GOAL
Print only the lines from the top of the data through the line with "useLayoutEffect, useRef, useState", both included, skipping every picture.

INFORMATION SUPPLIED

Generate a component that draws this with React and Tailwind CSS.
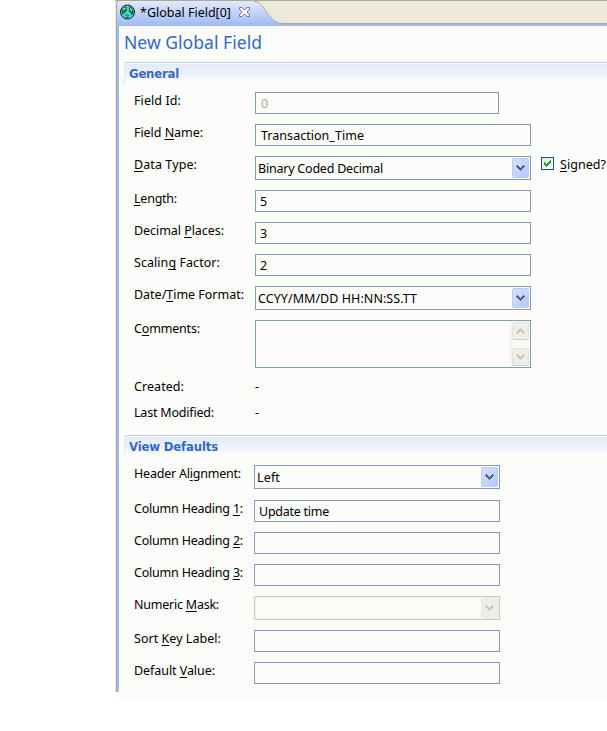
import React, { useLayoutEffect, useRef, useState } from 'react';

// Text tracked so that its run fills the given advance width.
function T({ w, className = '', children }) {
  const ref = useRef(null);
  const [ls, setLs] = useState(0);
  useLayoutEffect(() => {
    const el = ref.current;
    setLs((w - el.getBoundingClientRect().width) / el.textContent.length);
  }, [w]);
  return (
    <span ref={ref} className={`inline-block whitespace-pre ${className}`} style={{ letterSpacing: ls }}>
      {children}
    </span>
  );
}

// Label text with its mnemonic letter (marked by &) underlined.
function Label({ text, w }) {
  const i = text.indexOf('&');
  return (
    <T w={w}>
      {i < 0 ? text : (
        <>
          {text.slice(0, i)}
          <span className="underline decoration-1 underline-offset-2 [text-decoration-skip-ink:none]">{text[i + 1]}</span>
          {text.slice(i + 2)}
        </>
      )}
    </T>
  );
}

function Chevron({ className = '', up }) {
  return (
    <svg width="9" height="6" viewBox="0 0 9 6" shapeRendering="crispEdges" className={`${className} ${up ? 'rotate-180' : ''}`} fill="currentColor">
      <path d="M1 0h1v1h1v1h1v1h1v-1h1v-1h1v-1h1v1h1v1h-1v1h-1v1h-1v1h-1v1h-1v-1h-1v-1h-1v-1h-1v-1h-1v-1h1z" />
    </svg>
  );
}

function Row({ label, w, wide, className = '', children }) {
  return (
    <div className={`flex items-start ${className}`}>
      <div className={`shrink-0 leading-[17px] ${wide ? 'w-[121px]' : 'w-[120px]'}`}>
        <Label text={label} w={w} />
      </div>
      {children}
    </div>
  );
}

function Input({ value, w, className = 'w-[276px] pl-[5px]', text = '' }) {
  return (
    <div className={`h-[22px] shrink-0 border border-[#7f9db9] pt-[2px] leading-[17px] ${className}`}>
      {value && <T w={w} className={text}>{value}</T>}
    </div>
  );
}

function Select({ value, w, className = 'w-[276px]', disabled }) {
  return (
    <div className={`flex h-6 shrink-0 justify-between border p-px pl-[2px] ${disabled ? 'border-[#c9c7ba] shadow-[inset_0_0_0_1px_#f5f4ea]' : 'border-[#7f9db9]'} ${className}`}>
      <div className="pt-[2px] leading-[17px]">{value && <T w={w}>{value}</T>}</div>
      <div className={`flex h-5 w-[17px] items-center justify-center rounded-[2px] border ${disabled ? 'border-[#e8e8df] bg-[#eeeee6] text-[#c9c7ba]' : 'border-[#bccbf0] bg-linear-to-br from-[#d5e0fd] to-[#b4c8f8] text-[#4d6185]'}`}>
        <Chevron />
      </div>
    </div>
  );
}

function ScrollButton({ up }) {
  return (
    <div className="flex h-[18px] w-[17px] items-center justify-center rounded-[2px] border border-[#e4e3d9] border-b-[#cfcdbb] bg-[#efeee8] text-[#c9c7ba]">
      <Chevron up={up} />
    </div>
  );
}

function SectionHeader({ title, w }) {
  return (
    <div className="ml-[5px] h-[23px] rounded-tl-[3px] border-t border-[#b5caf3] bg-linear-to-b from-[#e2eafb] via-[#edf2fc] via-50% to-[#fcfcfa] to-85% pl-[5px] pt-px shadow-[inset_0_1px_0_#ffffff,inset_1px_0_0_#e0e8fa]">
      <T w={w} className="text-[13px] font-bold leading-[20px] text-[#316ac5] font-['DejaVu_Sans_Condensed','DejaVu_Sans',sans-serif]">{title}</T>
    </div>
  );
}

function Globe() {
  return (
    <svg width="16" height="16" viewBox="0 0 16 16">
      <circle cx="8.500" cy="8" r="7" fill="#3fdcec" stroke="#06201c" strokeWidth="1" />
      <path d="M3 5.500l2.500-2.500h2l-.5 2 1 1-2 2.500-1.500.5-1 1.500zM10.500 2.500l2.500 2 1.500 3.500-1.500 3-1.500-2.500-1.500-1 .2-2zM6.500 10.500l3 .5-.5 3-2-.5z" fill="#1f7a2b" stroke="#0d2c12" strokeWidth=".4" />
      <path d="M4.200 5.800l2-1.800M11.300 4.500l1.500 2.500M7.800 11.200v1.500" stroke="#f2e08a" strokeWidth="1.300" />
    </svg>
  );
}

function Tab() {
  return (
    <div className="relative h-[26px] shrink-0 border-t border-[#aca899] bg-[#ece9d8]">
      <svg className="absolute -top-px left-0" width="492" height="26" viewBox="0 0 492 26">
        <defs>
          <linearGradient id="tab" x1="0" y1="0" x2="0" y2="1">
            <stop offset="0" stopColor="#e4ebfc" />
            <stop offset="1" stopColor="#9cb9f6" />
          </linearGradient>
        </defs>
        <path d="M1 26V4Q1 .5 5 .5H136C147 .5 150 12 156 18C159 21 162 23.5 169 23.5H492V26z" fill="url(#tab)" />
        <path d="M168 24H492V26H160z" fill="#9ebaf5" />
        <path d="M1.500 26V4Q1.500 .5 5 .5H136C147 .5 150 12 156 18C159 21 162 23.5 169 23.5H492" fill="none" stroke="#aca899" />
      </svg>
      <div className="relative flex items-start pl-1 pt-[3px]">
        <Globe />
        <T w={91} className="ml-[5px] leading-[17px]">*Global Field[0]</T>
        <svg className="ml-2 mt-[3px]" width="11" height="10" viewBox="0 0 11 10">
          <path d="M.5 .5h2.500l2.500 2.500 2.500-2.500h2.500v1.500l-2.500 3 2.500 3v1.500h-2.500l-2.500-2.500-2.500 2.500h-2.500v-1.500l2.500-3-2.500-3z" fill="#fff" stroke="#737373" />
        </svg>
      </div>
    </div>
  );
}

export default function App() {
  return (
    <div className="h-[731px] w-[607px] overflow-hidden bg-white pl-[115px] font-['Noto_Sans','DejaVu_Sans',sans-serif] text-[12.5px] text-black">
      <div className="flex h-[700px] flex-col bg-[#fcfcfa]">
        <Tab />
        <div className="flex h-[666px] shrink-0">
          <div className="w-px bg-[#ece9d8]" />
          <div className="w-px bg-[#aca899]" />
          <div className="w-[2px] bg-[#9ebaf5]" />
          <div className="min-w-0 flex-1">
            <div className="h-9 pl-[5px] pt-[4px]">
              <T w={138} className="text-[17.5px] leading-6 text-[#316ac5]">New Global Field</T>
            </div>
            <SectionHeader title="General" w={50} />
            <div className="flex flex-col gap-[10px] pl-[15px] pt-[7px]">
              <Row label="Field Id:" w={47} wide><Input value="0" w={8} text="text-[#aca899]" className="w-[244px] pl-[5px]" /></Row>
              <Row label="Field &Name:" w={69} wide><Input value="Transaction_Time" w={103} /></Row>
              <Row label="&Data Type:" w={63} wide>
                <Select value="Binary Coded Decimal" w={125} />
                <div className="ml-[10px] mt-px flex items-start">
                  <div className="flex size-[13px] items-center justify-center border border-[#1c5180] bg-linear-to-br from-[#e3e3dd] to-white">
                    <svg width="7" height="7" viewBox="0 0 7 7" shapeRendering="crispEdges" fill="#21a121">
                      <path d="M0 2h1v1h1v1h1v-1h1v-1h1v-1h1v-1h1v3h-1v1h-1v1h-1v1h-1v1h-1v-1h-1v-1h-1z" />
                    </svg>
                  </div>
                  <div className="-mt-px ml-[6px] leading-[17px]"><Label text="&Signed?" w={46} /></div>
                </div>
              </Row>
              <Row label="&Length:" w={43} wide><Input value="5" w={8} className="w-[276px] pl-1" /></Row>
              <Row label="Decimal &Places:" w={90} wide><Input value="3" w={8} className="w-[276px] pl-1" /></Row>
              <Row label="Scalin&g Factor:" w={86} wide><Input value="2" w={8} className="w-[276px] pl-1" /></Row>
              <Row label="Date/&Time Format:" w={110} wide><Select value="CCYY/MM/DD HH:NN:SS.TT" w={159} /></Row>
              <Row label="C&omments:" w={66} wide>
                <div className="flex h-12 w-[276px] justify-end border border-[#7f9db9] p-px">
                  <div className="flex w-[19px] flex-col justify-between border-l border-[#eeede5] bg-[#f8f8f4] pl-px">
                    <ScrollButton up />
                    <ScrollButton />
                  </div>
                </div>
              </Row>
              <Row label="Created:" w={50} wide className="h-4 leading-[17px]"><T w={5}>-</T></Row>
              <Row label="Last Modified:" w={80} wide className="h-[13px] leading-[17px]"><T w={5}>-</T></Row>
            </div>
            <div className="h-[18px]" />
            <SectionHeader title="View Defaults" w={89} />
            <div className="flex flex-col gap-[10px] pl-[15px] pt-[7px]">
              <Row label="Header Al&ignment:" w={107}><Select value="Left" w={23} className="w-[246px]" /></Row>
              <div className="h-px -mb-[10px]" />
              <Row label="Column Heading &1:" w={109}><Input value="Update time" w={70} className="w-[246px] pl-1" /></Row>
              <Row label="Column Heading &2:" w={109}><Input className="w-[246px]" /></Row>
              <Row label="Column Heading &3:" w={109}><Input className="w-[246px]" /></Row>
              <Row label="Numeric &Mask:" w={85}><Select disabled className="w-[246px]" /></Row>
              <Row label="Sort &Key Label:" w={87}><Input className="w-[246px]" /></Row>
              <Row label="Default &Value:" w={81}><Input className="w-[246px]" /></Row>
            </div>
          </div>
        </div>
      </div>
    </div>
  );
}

EXERCISE SOLUTION
Generate a component that draws this with React and Tailwind CSS.
import React, { useLayoutEffect, useRef, useState } from 'react';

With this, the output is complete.